Converting logs to Iceberg incrementally

It is possible to directly load log files into an Iceberg table using COPY. However, it can be convenient to still create a lake analytics table for the log files. By leaving the column list in the create foreign table statement empty, the columns will be automatically detected from the existing log files. The filename 'true' option additionally adds a _filename column that will contain the source file name.

-- Create a table to query CSV logs, infer columns and add a _filename column
create foreign table logs_csv () 
server crunchy_lake_analytics 
options (path 's3://mybucket/logs/*.csv.gz', filename 'true');

Next, we set up an Iceberg table. In this case we use the detected columns from the CSV logs.

create table logs_iceberg (like logs_csv) 
using iceberg;

Finally, we set up a pg_incremental job with simple insert..select command that filters by the _filename column. Only the files that match the filter will be scanned by the query engine, which makes incremental processing relatively efficient. By default, the existing files will be processed immediately.

-- Set up a pg_incremental job to process existing and new files
select incremental.create_file_list_pipeline('process-logs', 
   file_pattern := 's3://mybucket/logs/*.csv.gz', 
   batched := true,
   command := $$
       insert into logs_iceberg select * from logs_csv where _filename = any($1) 
   $$);

Using the batched := true argument means that the parameter will be an array of up to 100 files (changeable via max_batch_size argument) to process files in batches. If there is a very large number of small files, increasing the batch size is recommended.

Transforming logs

When converting logs to Iceberg, you may additionally want to transform values. You should decide which fields you need in the Iceberg table, and convert the values accordingly in the insert..select command.

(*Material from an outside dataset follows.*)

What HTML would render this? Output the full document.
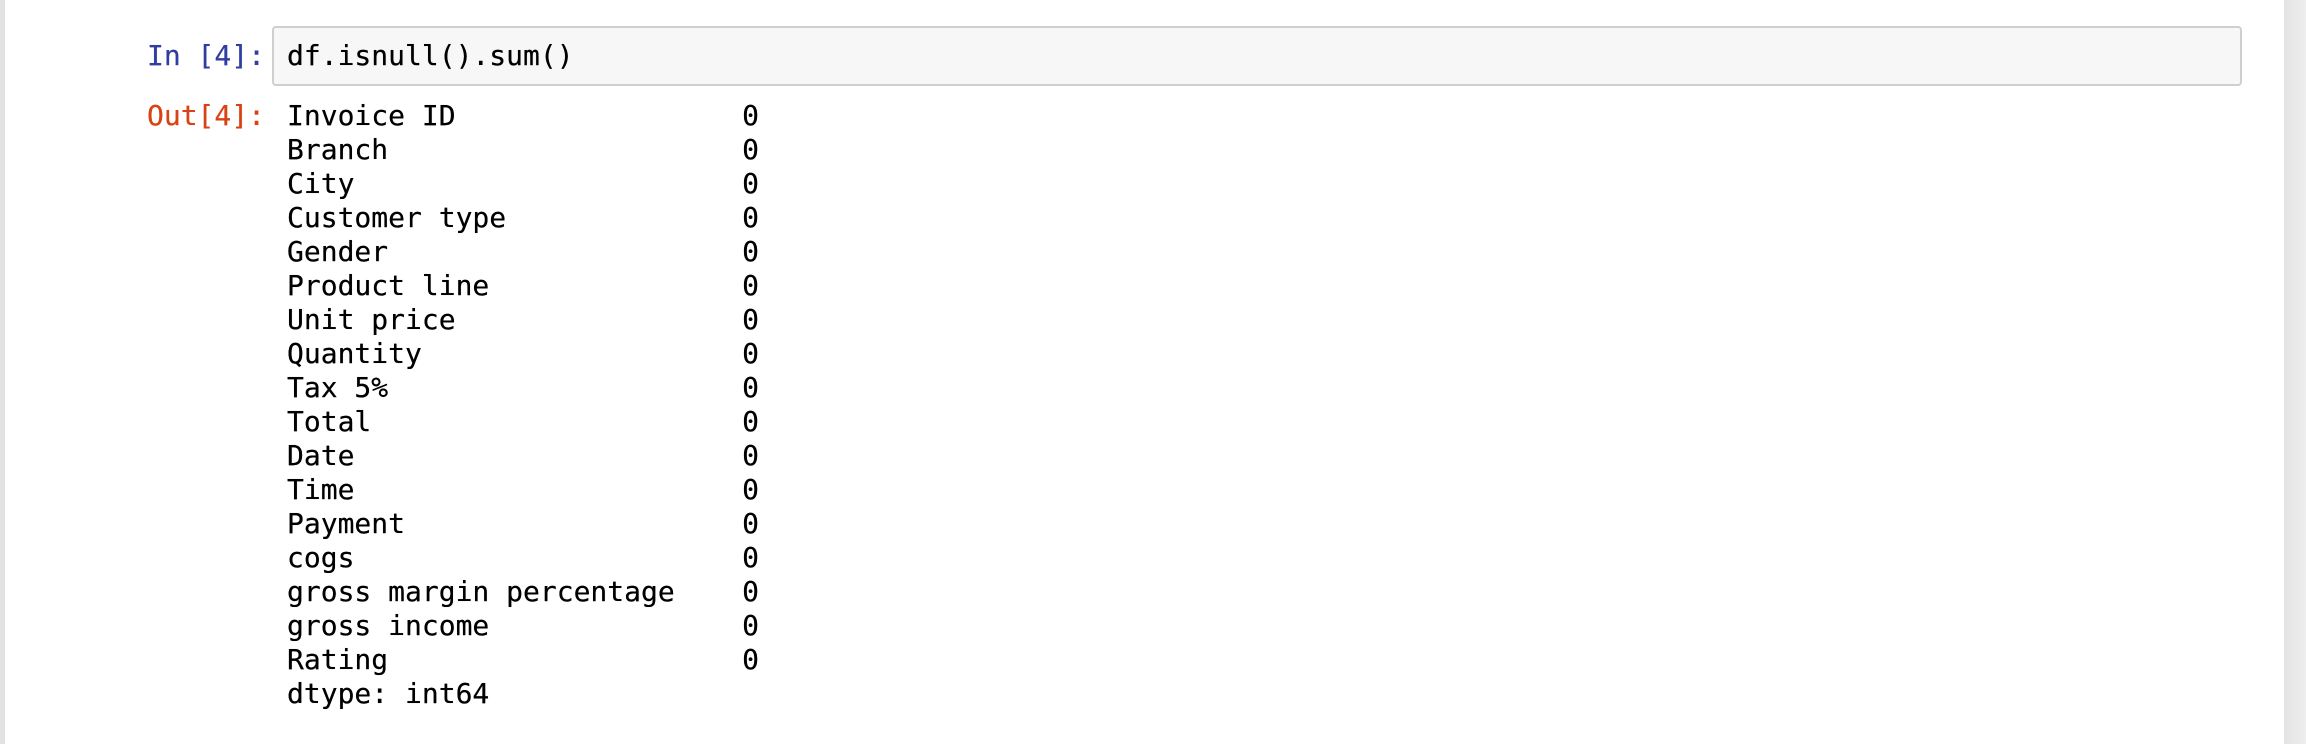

-- Create a table to query JSON logs
-- Top-level keys become columns, either scalar types or jsonb for nested JSON
create foreign table logs_json () 
server crunchy_lake_analytics 
options (path 's3://mybucket/logs/*.json', filename 'true');

-- Create an Iceberg table with the same schema
create table logs_iceberg (
    event_id bigserial,
    event_time timestamptz,
    machine_id uuid,
    response_time double precision,
    error_code int,
    message text
)
using iceberg;

-- Set up a pg_incremental job to extract relevant fields from logs
select incremental.create_file_list_pipeline('process-logs', 
   file_pattern := 's3://mybucket/logs/*.json.gz', 
   batched := true, 
   command := $$
       insert into
         logs_iceberg (event_time, machine_id, response_time, error_code, message)
       select
         to_timestamp("timestamp"),
         (payload->>'machine-id')::uuid,
         payload->>'response-time',
         payload->>'error-code',
         payload->>'message'
       from
         logs_json
       where
         _filename = any($1) 
   $$);

For JSON logs, we recommend "unwinding" nested fields into columns, since that will enable min-max statistics and generally faster computation.

Querying Iceberg logs

Once your logs are converted to Iceberg, you can query the Iceberg table like any other Postgres table.

-- Example SQL on Iceberg: Get errors by hour for the last week
select
  date_trunc('hour', event_time),
  count(*)
from
  logs_iceberg
where
  error_code between 500 and 599 and
  event_time >= date_trunc('day', now() - interval '7 days')
group by 1
order by 1 asc;

It is useful to select specific columns (avoid select *), since the query engine will only read necessary columns from the underlying Parquet files. Adding relevant filters (e.g. on time range) further improves performance, since the query engine can skip files and row groups within the files based on filters.